Además, el concepto de patrimonio biocultural se inserta en una discusión internacional de gran relevancia: descolonizar a nuestros pueblos, a nuestros intelectuales, a nuestras mentalidades: lo que se llama la epistemologia del sur: romper con los modos de pensar que colocan a las prácticas mercantiles como la unica forma de organizar la vida. Mercantilizar todo —el agua, las semillas, el suelo, la biodiversidad, la cultura— es lo que nos está llevando al desastre: es muy necesario mostrar a nuestra gente, a nuestros jovenes, que hay formas de organizar la vida que no pasan por el intercambio mercantil, que son fruto de la organización comunitaria, donde la reciprocidad, la solidaridad, la fraternidad, son los valores que pueden regir la convivencia.  

En el curso del siglo XX, la agricultura comercial e industrial, el mundo de los agronegocios, ha reducido dramáticamente el uso de las especies y variedades domesticadas por los campesinos e indígenas. Es un mundo insustentable: genera pasivos, una contaminación química que afecta suelos, lagunas, mares y a los mismos productos. Su modo de operación contribuye al cambio climático. Provoca la erosión genérica de las especies que se utilizan en el sistema alimentario mundial. Su expansión ha venido a destrozar ecosistemas naturales completos.

El libro muestra la estrecha articulación entre diversidad biológica y diversidad cultural y ello sirve de base para emitir un claro mensaje político. Los territorios donde ambas diversidades arraigan están sometidas a una extraordinaria presión: proyectos hidroeléctricos, mineros, madereros, ganaderos, cultivos transgénicos, iniciativas económicas que acosan y hostigan la vida y que es fundamental detener para proteger lo nuestro, el patrimonio biocultural, la raíz de nuestro futuro. La cuestión es que el Estado moderno “debe reconocer” los derechos de autonomía y libre determinación de las comunidades que habitan esos territorios de alta densidad biocultural.

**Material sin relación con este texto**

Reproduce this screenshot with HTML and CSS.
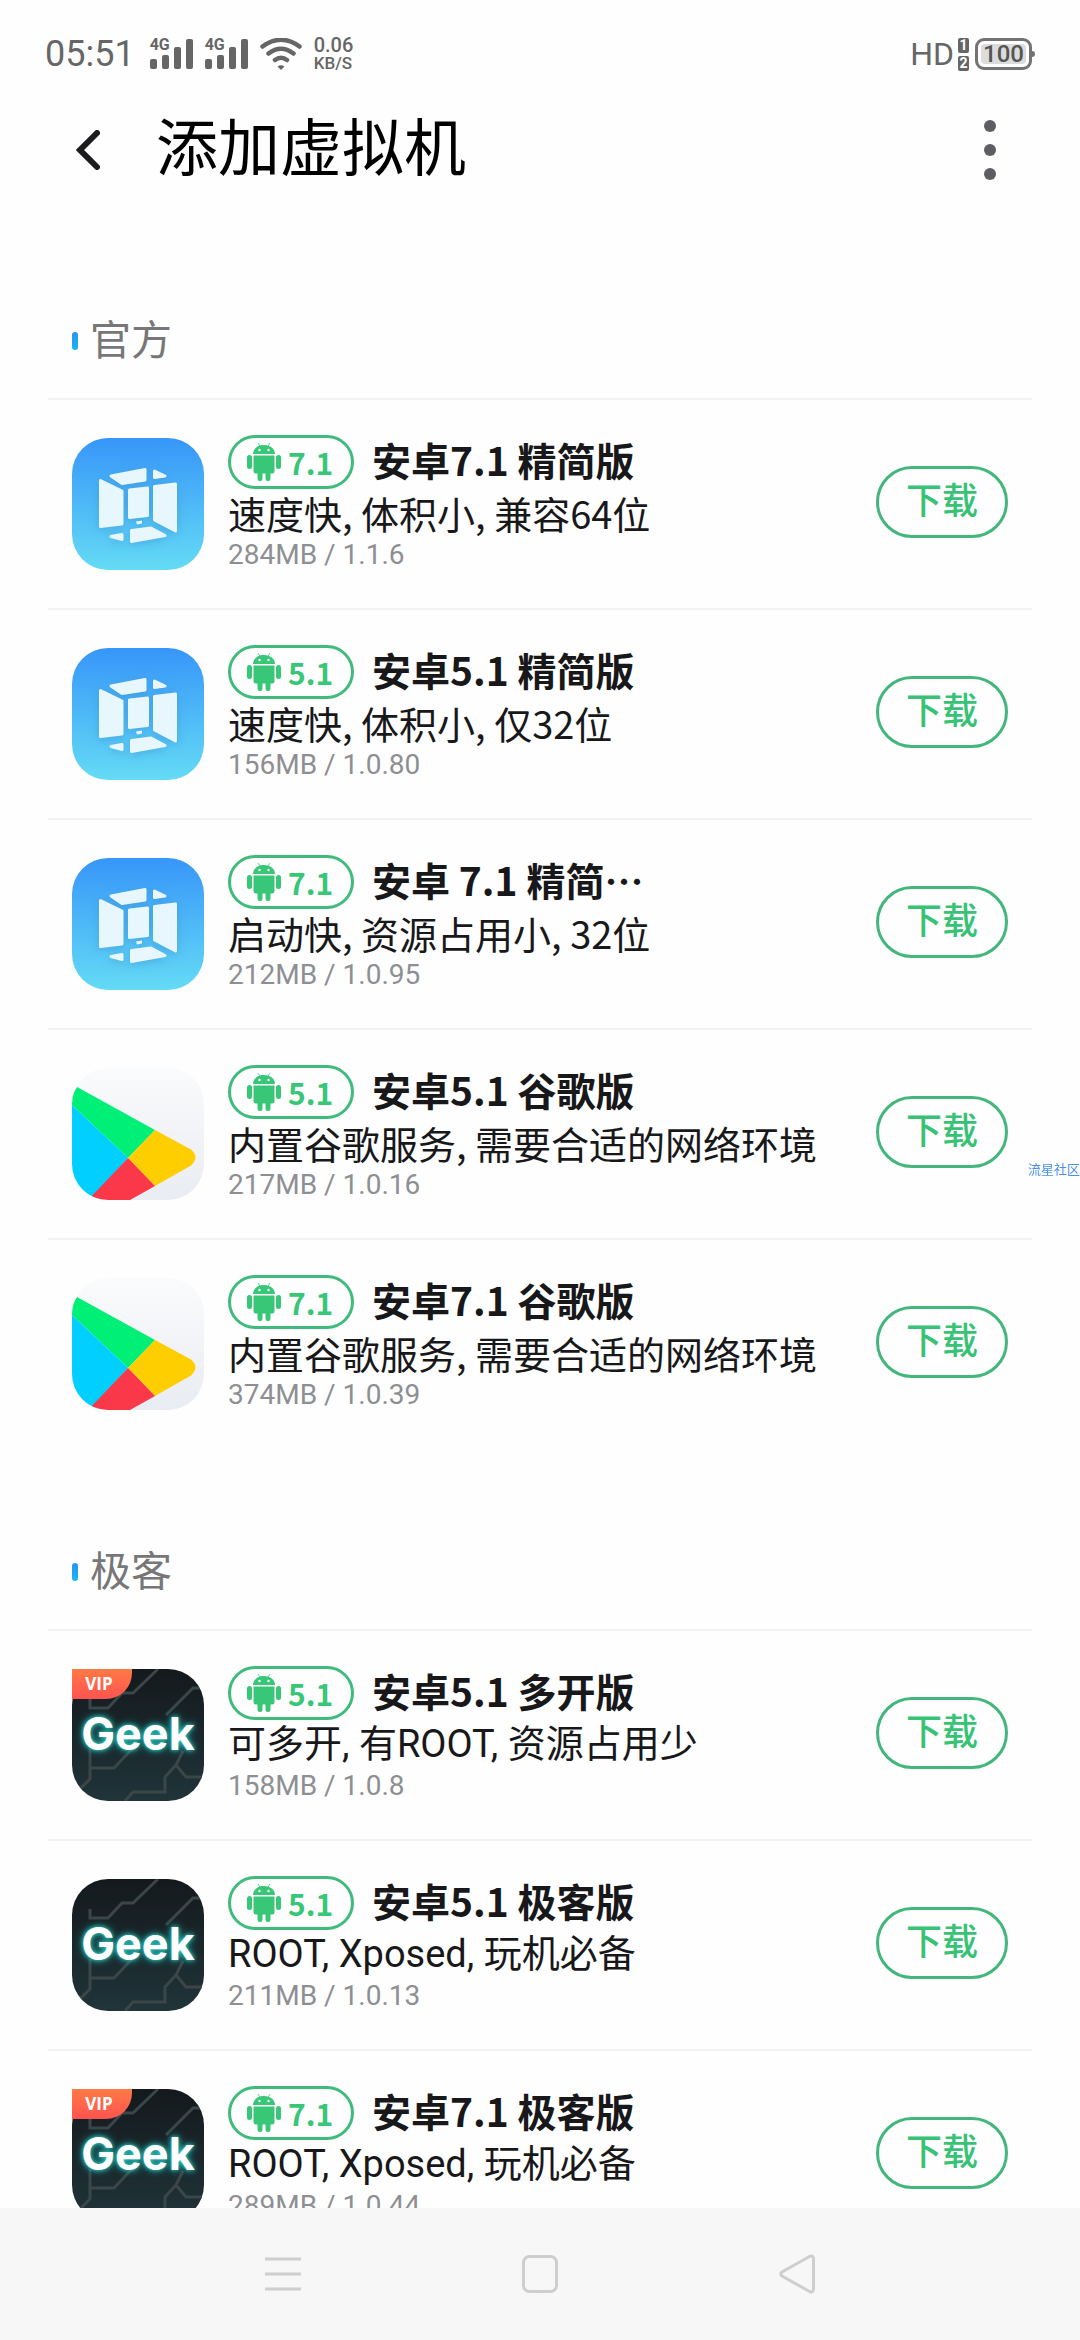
FILE: index.html
```html
<!DOCTYPE html>
<html lang="zh-CN">
<head>
<meta charset="utf-8">
<meta name="viewport" content="width=device-width, initial-scale=1">
<title>添加虚拟机</title>
<link rel="stylesheet" href="styles.css">
</head>
<body>
<svg class="sprite" aria-hidden="true">
  <symbol id="android" viewBox="0 0 34 38">
    <path d="M6 11C6 5.500 11 2 17 2s11 3.500 11 9z"/>
    <path d="M11 0l2.500 4M23 0l-2.500 4" stroke="currentColor" stroke-width="0.800"/>
    <path d="M6.500 12.500h21V28a2.500 2.500 0 0 1-2.500 2.500H9A2.500 2.500 0 0 1 6.500 28z"/>
    <rect x="0" y="12" width="5" height="14" rx="2.500"/><rect x="29" y="12" width="5" height="14" rx="2.500"/>
    <rect x="10.500" y="26" width="5" height="12" rx="2.300"/><rect x="18.500" y="26" width="5" height="12" rx="2.300"/>
    <circle cx="12.500" cy="7" r="1.200" fill="#fff"/><circle cx="21.500" cy="7" r="1.200" fill="#fff"/>
  </symbol>
  <symbol id="cube" viewBox="0 0 132 132">
    <g stroke-width="3" stroke-linejoin="round">
      <path d="M39 38L73 31.500V42L50 45.500z"/><path d="M82.500 33L93 38L82.500 39.500z"/>
      <path d="M28.500 42.500L50 53V86L28.500 88.500z"/><path d="M57.500 52L75.500 50V77.500L57.500 79.500z"/>
      <path d="M82.500 48.500L103.500 46V93L82.500 82z"/><path d="M39 98.500L50 96.500V101.500z"/>
      <path d="M59.500 92.500L79 90L93 97.500L59.500 103.500z"/>
    </g>
    <path d="M64 83.500l6-1v3l-5 1z" stroke="none"/>
  </symbol>
  <symbol id="play" viewBox="0 0 132 132">
    <path fill="#00ef76" d="M5 19L83 62L56 90L0 37V28z"/>
    <path fill="#00cfff" d="M0 37L56 90L18 132H0z"/>
    <path fill="#ffce00" d="M83 62L119 81.500Q128 89 119 97.500L83 118L56 90z"/>
    <path fill="#fa3849" d="M56 90L83 118L58 132H16z"/>
  </symbol>
  <symbol id="circuit" viewBox="0 0 132 132">
    <path fill="none" stroke="#3b4649" stroke-width="3" d="M86 0L61 24H50L36 39H18V30M132 19H121L94 46M18 80V110L6 122M18 99H42L60 80M53 132L61 123H93V108L104 96L114 108H132M104 96L111 82"/>
  </symbol>
  <symbol id="signal" viewBox="0 0 43 30">
    <rect y="20" width="7" height="10" rx="2"/><rect x="12" y="16" width="7" height="14" rx="2"/>
    <rect x="24" y="8" width="7" height="22" rx="2"/><rect x="36" width="7" height="30" rx="2"/>
  </symbol>
</svg>

<header class="statusbar">
  <div class="group">
    <time class="clock">05:51</time>
    <span class="cell"><svg class="bars"><use href="#signal"/></svg><b class="net">4G</b></span>
    <span class="cell"><svg class="bars"><use href="#signal"/></svg><b class="net">4G</b></span>
    <svg class="wifi" viewBox="0 0 42 32"><g fill="none" stroke="#666" stroke-width="4.500" stroke-linecap="round"><path d="M2.500 8.500Q21-5 39.500 8.500M8.500 15.500Q21 6 33.500 15.500M15 22Q21 17.500 27 22"/></g><path fill="#666" d="M17.500 28.500Q21 26 24.500 28.500L21 32z"/></svg>
    <span class="speed"><span class="rate">0.06</span><span class="unit">KB/S</span></span>
  </div>
  <div class="group right">
    <span class="hd">HD</span>
    <span class="sims"><b>1</b><b>2</b></span>
    <span class="battery"><span class="level">100</span></span>
  </div>
</header>

<div class="appbar">
  <button class="icon-btn" type="button" aria-label="返回"><svg class="back" viewBox="0 0 24 40"><path d="M21 3L4 20L21 37" fill="none" stroke="#1c1c1e" stroke-width="6" stroke-linecap="round"/></svg></button>
  <h1>添加虚拟机</h1>
  <button class="icon-btn" type="button" aria-label="更多"><svg class="more" viewBox="0 0 12 60"><g fill="#5d5d62"><circle cx="6" cy="6" r="6"/><circle cx="6" cy="30" r="6"/><circle cx="6" cy="54" r="6"/></g></svg></button>
</div>

<main>
  <section>
    <h2>官方</h2>
    <ul>
      <li>
        <div class="logo vm"><svg><use href="#cube"/></svg></div>
        <div class="info"><div class="head"><span class="tag"><svg><use href="#android"/></svg>7.1</span><h3>安卓7.1 精简版</h3></div><p class="desc">速度快, 体积小, 兼容64位</p><p class="meta">284MB / 1.1.6</p></div>
        <button class="get" type="button">下载</button>
      </li>
      <li>
        <div class="logo vm"><svg><use href="#cube"/></svg></div>
        <div class="info"><div class="head"><span class="tag"><svg><use href="#android"/></svg>5.1</span><h3>安卓5.1 精简版</h3></div><p class="desc">速度快, 体积小, 仅32位</p><p class="meta">156MB / 1.0.80</p></div>
        <button class="get" type="button">下载</button>
      </li>
      <li>
        <div class="logo vm"><svg><use href="#cube"/></svg></div>
        <div class="info"><div class="head"><span class="tag"><svg><use href="#android"/></svg>7.1</span><h3>安卓 7.1 精简…</h3></div><p class="desc">启动快, 资源占用小, 32位</p><p class="meta">212MB / 1.0.95</p></div>
        <button class="get" type="button">下载</button>
      </li>
      <li>
        <div class="logo store"><svg><use href="#play"/></svg></div>
        <div class="info"><div class="head"><span class="tag"><svg><use href="#android"/></svg>5.1</span><h3>安卓5.1 谷歌版</h3></div><p class="desc">内置谷歌服务, 需要合适的网络环境</p><p class="meta">217MB / 1.0.16</p></div>
        <button class="get" type="button">下载</button>
      </li>
      <li>
        <div class="logo store"><svg><use href="#play"/></svg></div>
        <div class="info"><div class="head"><span class="tag"><svg><use href="#android"/></svg>7.1</span><h3>安卓7.1 谷歌版</h3></div><p class="desc">内置谷歌服务, 需要合适的网络环境</p><p class="meta">374MB / 1.0.39</p></div>
        <button class="get" type="button">下载</button>
      </li>
    </ul>
  </section>
  <section>
    <h2>极客</h2>
    <ul>
      <li>
        <div class="logo geek"><svg><use href="#circuit"/></svg><span class="word">Geek</span><span class="vip">VIP</span></div>
        <div class="info"><div class="head"><span class="tag"><svg><use href="#android"/></svg>5.1</span><h3>安卓5.1 多开版</h3></div><p class="desc latin">可多开, 有ROOT, 资源占用少</p><p class="meta">158MB / 1.0.8</p></div>
        <button class="get" type="button">下载</button>
      </li>
      <li>
        <div class="logo geek"><svg><use href="#circuit"/></svg><span class="word">Geek</span></div>
        <div class="info"><div class="head"><span class="tag"><svg><use href="#android"/></svg>5.1</span><h3>安卓5.1 极客版</h3></div><p class="desc latin">ROOT, Xposed, 玩机必备</p><p class="meta">211MB / 1.0.13</p></div>
        <button class="get" type="button">下载</button>
      </li>
      <li>
        <div class="logo geek"><svg><use href="#circuit"/></svg><span class="word">Geek</span><span class="vip">VIP</span></div>
        <div class="info"><div class="head"><span class="tag"><svg><use href="#android"/></svg>7.1</span><h3>安卓7.1 极客版</h3></div><p class="desc latin">ROOT, Xposed, 玩机必备</p><p class="meta">289MB / 1.0.44</p></div>
        <button class="get" type="button">下载</button>
      </li>
    </ul>
  </section>
</main>

<nav class="navbar" aria-label="系统导航">
  <button type="button" aria-label="菜单"><svg viewBox="0 0 36 40"><path d="M0 5h36M0 20h36M0 35h36"/></svg></button>
  <button type="button" aria-label="主页"><svg viewBox="0 0 36 40"><rect x="1.500" y="2.500" width="33" height="35" rx="6"/></svg></button>
  <button type="button" aria-label="返回"><svg viewBox="0 0 36 40"><path d="M30.500 2.500L3 18Q0.500 20 3 22L30.500 37.500Q34.500 39 34.500 35V5Q34.500 1 30.500 2.500z"/></svg></button>
</nav>
<span class="watermark">流星社区</span>
</body>
</html>
```
FILE: styles.css
```css
* { box-sizing: border-box; }
body {
  margin: 0;
  height: 100vh;
  display: flex;
  flex-direction: column;
  background: #fefefe;
  color: #18181a;
  font-family: Roboto, "Noto Sans CJK SC", sans-serif;
  overflow: hidden;
}
h1, h2, h3, p, ul { margin: 0; padding: 0; }
ul { list-style: none; }
button { padding: 0; border: 0; background: none; font: inherit; color: inherit; }
svg { display: block; }
.sprite { position: absolute; width: 0; height: 0; }

.statusbar {
  flex: none;
  display: flex;
  justify-content: space-between;
  height: 110px;
  padding: 0 48px 0 45px;
  color: #666;
}
.group { display: flex; align-items: center; gap: 12px; height: 108px; }
.clock { font-size: 36px; margin-right: 3px; }
.cell { position: relative; }
.bars { width: 43px; height: 30px; fill: #666; }
.net { position: absolute; left: 0; top: 0; font-size: 16px; line-height: 12px; }
.wifi { width: 42px; height: 32px; }
.speed { display: flex; flex-direction: column; font-weight: 500; }
.rate { font-size: 20px; line-height: 18px; }
.unit { font-size: 17px; line-height: 18px; }
.right { gap: 4px; }
.hd { font-size: 32px; }
.sims { display: flex; flex-direction: column; gap: 3px; }
.sims b { width: 11px; height: 15px; border-radius: 2px; background: #666; color: #fff; font-size: 14px; line-height: 15px; text-align: center; }
.battery { position: relative; width: 57px; height: 32px; padding: 3px; border: 3px solid #737373; border-radius: 9px; margin-left: 2px; }
.battery::after { content: ""; position: absolute; right: -6px; top: 10px; width: 3px; height: 6px; border-radius: 0 3px 3px 0; background: #737373; }
.level { display: block; height: 20px; border-radius: 4px; background: #dcdcdc; font-size: 24px; font-weight: 500; line-height: 20px; text-align: center; color: #555; }

.appbar { flex: none; display: flex; align-items: center; height: 80px; padding: 0 74px 0 72px; }
.icon-btn { display: flex; justify-content: center; width: 32px; height: 80px; align-items: center; }
.back { width: 24px; height: 40px; }
.more { width: 12px; height: 60px; }
.appbar h1 { flex: 1; padding: 0 52px; font-size: 62px; font-weight: 400; line-height: 80px; color: #000; }

main { flex: 1; min-height: 0; overflow: hidden; padding: 27px 48px 0; }
h2 {
  display: flex;
  align-items: center;
  gap: 12px;
  padding: 94px 24px 27px;
  font-size: 41px;
  font-weight: 400;
  line-height: 60px;
  color: #777;
}
h2::before { content: ""; width: 6px; height: 18px; border-radius: 3px; background: linear-gradient(#2e90f5, #12b8f5); }
li { display: flex; align-items: center; gap: 24px; height: 210px; padding: 0 24px; border-top: 2px solid #f1f2f3; }

.logo { position: relative; flex: none; width: 132px; height: 132px; border-radius: 36px; }
.logo svg { width: 132px; height: 132px; border-radius: 36px; }
.vm { background: linear-gradient(#3796f9, #64dbf5); }
.vm svg { fill: #e8f6fe; stroke: #e8f6fe; filter: drop-shadow(0 2px 4px #3a8fd080); }
.store { background: linear-gradient(#fafbfc, #e9ecf2); }
.geek { background: linear-gradient(#14191c, #20343a); }
.word { position: absolute; inset: 0; font: 700 45px/130px Inter, sans-serif; text-align: center; color: #fff; text-shadow: 0 0 4px #2fd5cc, 0 0 8px #1cb5ae; }
.vip { position: absolute; left: 0; top: 0; width: 60px; height: 30px; padding-right: 6px; border-radius: 0 0 26px 0; background: linear-gradient(#ff7a45, #ff5350); font: 700 17px/30px "Open Sans", sans-serif; text-align: center; color: #fff; }

.info { flex: 1; min-width: 0; white-space: nowrap; }
.head { display: flex; gap: 18px; height: 54px; }
.tag {
  display: flex;
  align-items: center;
  gap: 7px;
  width: 126px;
  height: 54px;
  padding: 0 16px;
  border: 3px solid #3fbb7b;
  border-radius: 27px;
  color: #38c677;
  font-family: "Noto Sans CJK SC", sans-serif;
  font-size: 30px;
  font-weight: 700;
}
.tag svg { width: 34px; height: 38px; fill: #38c677; }
h3 { font: 700 39px/48px "Noto Sans CJK SC", sans-serif; }
.desc { font-family: "Noto Sans CJK SC", sans-serif; font-size: 38px; line-height: 48px; }
.desc.latin { font-family: Roboto, "Noto Sans CJK SC", sans-serif; }
.meta { font-size: 28px; line-height: 36px; color: #8e8f93; }
.get { flex: none; width: 132px; height: 72px; margin-bottom: 4px; border: 3px solid #43b77b; border-radius: 36px; color: #38c276; font-size: 36px; font-weight: 500; line-height: 66px; }

.navbar { flex: none; display: flex; height: 132px; padding: 0 154px; background: #f7f7f7; }
.navbar button { flex: 1; display: flex; align-items: center; justify-content: center; }
.navbar svg { width: 36px; height: 40px; fill: none; stroke: #cecece; stroke-width: 3; }
.watermark { position: fixed; right: 0; top: 1160px; font-size: 13px; line-height: 20px; color: #4a90e8; }
```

El libro concluye con una reflexión en torno al concepto de vida que están impulsando las comunidades. El buen vivir implica una crítica de la racionalidad occidental y su ilusión del progreso continuo, una crítica de los indicadores económicos de bienestar. En los países donde ha conseguido establecerse, el buen vivir implica un programa nacional biocultural que defiende los territorios indígenas contra los modelos extractivistas y promueve espacios donde prima el bien común, la equidad de género, la economía regional endógena, el manejo agroecológico de la biodiversidad, la soberanía alimentaria y el respeto a los derechos colectivos. Las ciudades tenemos mucho que aprender.